Satrio Wibowo. 2010. Willy The Chronicles of Flarkies: Petualangan Memasuki Dunia Upside Down. Depok: Imania.
Kisah petualangan bocah bernama Willy Flarkies di negeri Plantsville. Ia senang sekali bermain olahraga Dodgeball (olahraga bola gebok yang populer di Jepang). Ia juga punya problem dengan ‘bullies’ atau nama lainnya adalah kondisi di mana ia diancam oleh anak yang lebih kuat di sekolahnya.
Suatu saat Willy berkenalan dengan seorang tua, Profesor Deviance di sebuah kedai burger. Perkenalan ini membawa Willy berpetualang masuk ke dunia Downside yang merupakan kebalikan dari semua kehidupan nyata (dunia Upside).
Seperti Harry Potter yang dunia nyatanya adalah dunia muggle lalu pergi ke dunia penyihir. Willy pun begitu. Ibunya dan sang profesor memutuskan agar Willy bersekolah di sana. Sekolah ‘Dalliance’ di mana segala hal yang tidak mungkin, dapat menjadi mungkin di sana.
Willy pun seperti Harry Potter menemukan petualangan dengan peta ajaib. Mengikuti Imagination Class yang sangat menakjubkan di mana semua khayalannya seperti menjadi Superman, Super Willy, menjadi nyata. Menemukan bahwa Nerd atau kutu buku yang culun di sana malah menjadi bully pengganggu. Menemukan kenyataan juga bahwa anak yang lebih besar menjadi temannya. Mengikuti olahraga ajaib. Turnamen Big Street Games. Petualangannya berjalan terus dalam bab bab selanjutnya, dengan sebuah misi yang dapat diselesaikan dengan penuh perjuangan yang berakhir dengan indah.
“Sebujah kisah menarik mengingat novel terjemahan (dari Bahasa Inggris) ini justru ditulis oleh remaja yang baru berusia 12 tahun. Imajinasinya yang liar menjadi gambaran bagaimana remaja ini mampu menembus ruang dan waktu.
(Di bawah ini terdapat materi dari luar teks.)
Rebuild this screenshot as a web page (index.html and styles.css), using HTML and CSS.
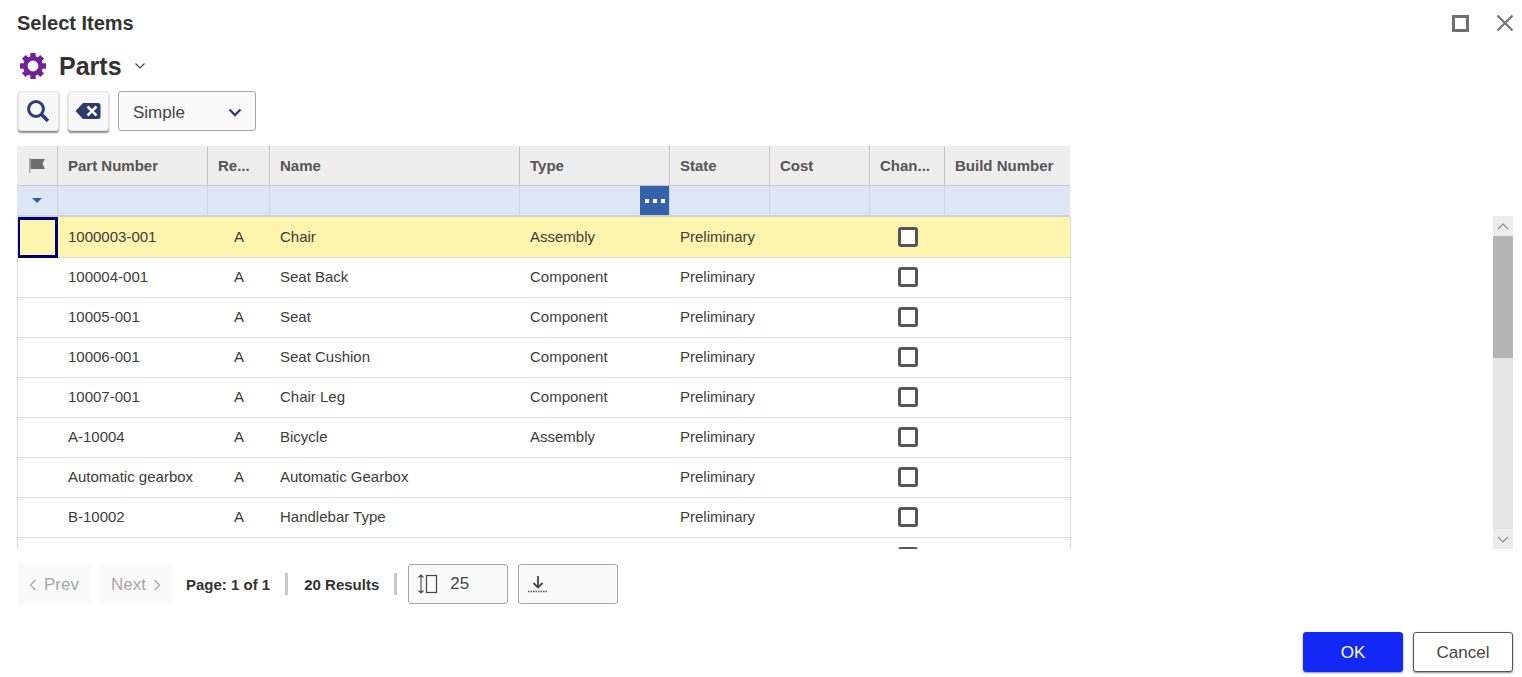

Tokoh Willy Flarkies yang bertualang di dunia Upside Down dan berhadapan dengan peristiwa-peristiwa mendebarkan memancing rasa ingin tahu bagaimana ujung penyelesaiannya.”
— Langit Kresna Hariadi, penulis novel best seller Gadjah Mada.
“Perwujudan imajinasi liar benak muda yang belum terkekang kedewasaan Novel ini kaya akan referensi budaya populer yang dapat membuat rekan-rekan seusia pengarang tersenyum karena merasakan keterkaitan dengan dunia mereka sendiri.”
— Tyas Palar, penulis novel The Death to Come, novel pertama dari trilogi The Search for Merlin.